When I ask people to name a memorable speech, they seem to have a brain hiccup. The most common response is to talk about the most recent speech they’ve experienced.
If I had to answer the question at this moment I’d say I remember the talk Richard Brodhead gave at the Convocation of the Class of 2006 at Yale University.
Brodhead was Dean of Yale College at the time. He has since become President of Duke University.
His convocation address was a memorable speech delivered in Woolsey Hall to the Freshmen and their parents. He built his talk around two powerful images in the parents’ generation–the space program and the Vietnam Veterans Memorial.
He brought to mind the images of NASA’s space crafts blasting up from Florida through the earth’s atmosphere, the release of the booster rockets when the fuel was spent, and then the spacecraft–flung into orbit.

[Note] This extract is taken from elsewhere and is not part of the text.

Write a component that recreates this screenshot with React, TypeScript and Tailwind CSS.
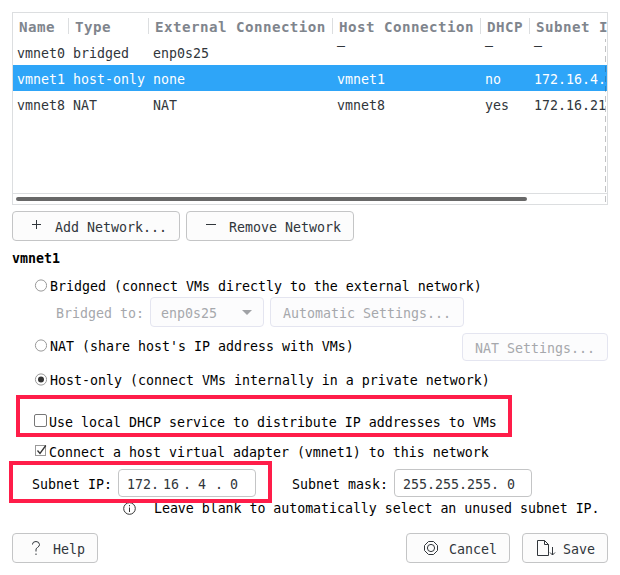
import type { ReactNode } from "react";

const columns = ["Name", "Type", "External Connection", "Host Connection", "DHCP", "Subnet I"];

const networks = [
  ["vmnet0", "bridged", "enp0s25", "–", "–", "–"],
  ["vmnet1", "host-only", "none", "vmnet1", "no", "172.16.4."],
  ["vmnet8", "NAT", "NAT", "vmnet8", "yes", "172.16.21"],
];

const grid = "grid w-[594px] grid-cols-[56px_80px_184px_148px_49px_77px]";

function Radio({ checked = false }: { checked?: boolean }) {
  return (
    <svg className="-mt-[2px] h-[13px] w-[13px] shrink-0" viewBox="0 0 13 13">
      <circle cx="7" cy="6.5" r="5.6" fill="#fff" stroke="#999" strokeWidth="1" />
      {checked && <circle cx="7" cy="6.5" r="3" fill="#333" />}
    </svg>
  );
}

function Button({ className, children }: { className: string; children: ReactNode }) {
  return (
    <button className={`flex shrink-0 items-center whitespace-pre rounded-[4px] border ${className}`}>
      {children}
    </button>
  );
}

function Table() {
  return (
    <div className="relative h-[193px] w-[596px] overflow-hidden border border-[#dcdee0]">
      <div className={`${grid} h-[26px] pt-[5px] text-[14.2px] font-bold tracking-[0.45px] text-[#7f858d]`}>
        {columns.map((c, i) => (
          <div key={c} className={`h-[16px] whitespace-nowrap pl-[6px] leading-[18px] ${i < 5 ? "border-r border-[#dcdee0]" : ""}`}>
            {c}
          </div>
        ))}
      </div>
      {networks.map((row, r) => (
        <div key={row[0]} className={`${grid} h-[26px] leading-[30px] ${r === 1 ? "bg-[#2ea5f8] text-white" : "text-[#31363b]"}`}>
          {row.map((cell, i) => (
            <div key={i} className={`pl-[4px] ${cell === "–" ? "-mt-[8px]" : ""}`}>{cell}</div>
          ))}
        </div>
      ))}
      <div className="mt-[76px] h-[11px] border-t border-[#dcdee0] px-[3px] pt-[3px]">
        <div className="h-[4px] w-[511px] rounded-full bg-[#686868]" />
      </div>
      <svg className="absolute right-[1px] top-[26px] h-[165px] w-[1px]">
        <line x1="0.5" y1="0" x2="0.5" y2="165" stroke="#31363b" strokeOpacity="0.3" strokeDasharray="6 4" strokeDashoffset="3" />
      </svg>
    </div>
  );
}

export default function App() {
  return (
    <main className="h-[575px] w-[620px] overflow-hidden bg-white px-[12px] pt-[12px] font-['DejaVu_Sans_Mono','Liberation_Mono',monospace] text-[13.29px] text-black">
      <Table />
      <div className="mt-[6px] flex gap-[6px] text-[#31363b]">
        <Button className="h-[30px] w-[168px] border-[#c4c5c6] bg-[#fcfcfc] pl-[19px]">
          <svg className="-mt-[3px] mr-[14px] h-[9px] w-[9px]" viewBox="0 0 9 9"><path d="M4.5 0v9M0 4.5h9" stroke="#31363b" /></svg>
          <span className="pt-[4px]">Add Network...</span>
        </Button>
        <Button className="h-[30px] w-[168px] border-[#c4c5c6] bg-[#fcfcfc] pl-[19px]">
          <svg className="-mt-[3px] mr-[13px] h-[9px] w-[10px]" viewBox="0 0 10 9"><path d="M0 4.5h10" stroke="#31363b" /></svg>
          <span className="pt-[4px]">Remove Network</span>
        </Button>
      </div>
      <h2 className="mt-[7px] h-[20px] text-[13.29px] font-bold leading-[22px]">vmnet1</h2>

      <div className="mt-[8px] flex h-[20px] items-center gap-[3px] pl-[22px]">
        <Radio /><span className="pt-[2px]">Bridged (connect VMs directly to the external network)</span>
      </div>
      <div className="mt-[1px] flex items-center pl-[44px] text-[#a6a8ac]">
        <span className="w-[94px] pt-[4px]">Bridged to:</span>
        <Button className="h-[30px] w-[114px] border-[#e4e5f0] bg-[#fcfcfd] pl-[10px]">
          <span className="w-[81px] pt-[4px] text-left">enp0s25</span>
          <svg className="h-[5px] w-[10px]" viewBox="0 0 10 5"><path d="M0 0h10L5 5z" fill="#a0a2a6" /></svg>
        </Button>
        <Button className="ml-[6px] h-[30px] w-[194px] border-[#e4e5f0] bg-[#fcfcfd] pl-[12px]">
          <span className="pt-[4px]">Automatic Settings...</span>
        </Button>
      </div>

      <div className="mt-[6px] flex h-[28px] items-center gap-[3px] pl-[22px]">
        <div className="-mt-[2px]"><Radio /></div>
        <span className="flex-1">NAT (share host&apos;s IP address with VMs)</span>
        <Button className="h-[28px] w-[146px] border-[#e4e5f0] bg-[#fcfcfd] pl-[12px] text-[#a6a8ac]">
          <span className="pt-[4px]">NAT Settings...</span>
        </Button>
      </div>
      <div className="mt-[9px] flex h-[20px] items-center gap-[3px] pl-[22px]">
        <Radio checked /><span className="pt-[2px]">Host-only (connect VMs internally in a private network)</span>
      </div>

      <div className="relative mt-[22px] flex h-[20px] items-center gap-[2px] pl-[22px]">
        <span className="-mt-[3px] h-[13px] w-[13px] rounded-[2px] border border-[#777]" />
        <span className="pt-[2px]">Use local DHCP service to distribute IP addresses to VMs</span>
        <div className="absolute left-[4px] top-[-17px] h-[42px] w-[496px] border-4 border-[#ff1d49]" />
      </div>
      <div className="mt-[10px] flex h-[20px] items-center gap-[2px] pl-[22px]">
        <svg className="-mt-[3px] h-[13px] w-[13px]" viewBox="0 0 13 13" fill="none">
          <rect x="1.5" y="1.5" width="10" height="10" stroke="#999" />
          <path d="M3.5 6.5l2.5 3L11.8 1.5" stroke="#333" strokeWidth="1.3" />
        </svg>
        <span className="pt-[2px]">Connect a host virtual adapter (vmnet1) to this network</span>
      </div>

      <div className="relative mt-[7px] flex h-[28px] items-center pl-[20px]">
        <span className="w-[86px] pt-[4px]">Subnet IP:</span>
        <div className="flex h-[28px] w-[138px] items-center rounded-[4px] border border-[#c4c5c6] pl-[8px] pt-[4px] text-[#31363b]">
          <span className="w-[24px]">172</span><span className="w-[12px]">.</span>
          <span className="w-[20px]">16</span><span className="w-[15px]">.</span>
          <span className="w-[17px]">4</span><span className="w-[15px]">.</span><span>0</span>
        </div>
        <span className="ml-[36px] w-[102px] pt-[4px]">Subnet mask:</span>
        <div className="h-[28px] w-[138px] whitespace-pre rounded-[4px] border border-[#c4c5c6] pl-[8px] leading-[30px] text-[#31363b]">255.255.255. 0</div>
        <div className="absolute left-[-3px] top-[-8px] h-[42px] w-[263px] border-4 border-[#ff1d49]" />
      </div>
      <div className="mt-[1px] flex h-[20px] items-center pl-[111px]">
        <svg className="mr-[18px] h-[13px] w-[13px]" viewBox="0 0 13 13" fill="none" stroke="#333">
          <circle cx="6.5" cy="6.5" r="5.8" /><path d="M6.5 5.5v4.5M6.5 3v1.3" />
        </svg>
        <span className="whitespace-nowrap pt-[2px] tracking-[-0.04px]">Leave blank to automatically select an unused subnet IP.</span>
      </div>

      <div className="mt-[15px] flex text-[#31363b]">
        <Button className="h-[30px] w-[86px] border-[#c4c5c6] bg-[#fcfcfc] pl-[19px]">
          <svg className="-mt-[1px] mr-[13px] h-[14px] w-[8px]" viewBox="0 0 8 14" fill="none" stroke="#31363b">
            <path d="M.5 3.5V3Q.8.5 4 .5T7.5 3.5Q7.5 5.3 5.5 6.5T4 9v1.5M4 12.5v1.5" />
          </svg>
          <span className="pt-[4px]">Help</span>
        </Button>
        <Button className="ml-[308px] h-[30px] w-[104px] border-[#c4c5c6] bg-[#fcfcfc] pl-[17px]">
          <svg className="-mt-[1px] mr-[11px] h-[14px] w-[14px]" viewBox="0 0 14 14" fill="none" stroke="#31363b">
            <path d="M4.5.5h5l4 4v5l-4 4h-5l-4-4v-5z" /><circle cx="7" cy="7" r="3.6" />
          </svg>
          <span className="pt-[4px]">Cancel</span>
        </Button>
        <Button className="ml-[12px] h-[30px] w-[86px] border-[#c4c5c6] bg-[#fcfcfc] pl-[14px]">
          <svg className="-mt-[1px] mr-[7px] h-[16px] w-[19px]" viewBox="0 0 19 16" fill="none" stroke="#31363b">
            <path d="M11.5 15.5H.5V.5h7l4 4v11M7.5.5v4h4M15.5 7v8M13 12.5l2.5 2.5 2.5-2.5" />
          </svg>
          <span className="pt-[4px]">Save</span>
        </Button>
      </div>
    </main>
  );
}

“Parents,” he said, looking out into the audience, “Your job is over. You have raised your child. It is time for you to drop away, and let them travel where they may,”–or words to that effect.
Under certain circumstances, I might not enjoy being compared to an empty fuel tank, condemned to being space debris. But I was proud of my daughter, and of my role in helping her arrive at a new frontier.
Dean Brodhead then went on to tell the story of Maya Lin, the Yale undergraduate who won the commission to design the Vietnam War Memorial.
Maya Lin had arrived at Yale with plans to study zoology, but had by accident of circumstance taken a sculpture class for fun.
She had also walked through the doors of Woolsey Hall for four years, where the names of Yale graduates who had died in service to the country are carved into the wall.
But the final happy accident was Maya Lin lingering over dinner in the Commons dining room and idly sculpting a mound of mashed potatoes. She was dreaming about entering the contest and winning the commission.
And so, to wrap up his talk, Dean Brodhead suggested we stay out of our childrens’ way. Let them blast off into orbit, change majors, and linger over dinner.
Better to wander where your heart takes you, then slavishly follow the demands of an anxious parent.
Learning and inspiration come from accident and circumstance as much as they come from planning and dogged persistence.
The power of Maya Lin’s Vietnam Memorial can be traced to a so-called gut course, a plate of mashed potatoes, and a wall with the names of fallen soldiers carved into it, passed on the way to dinner.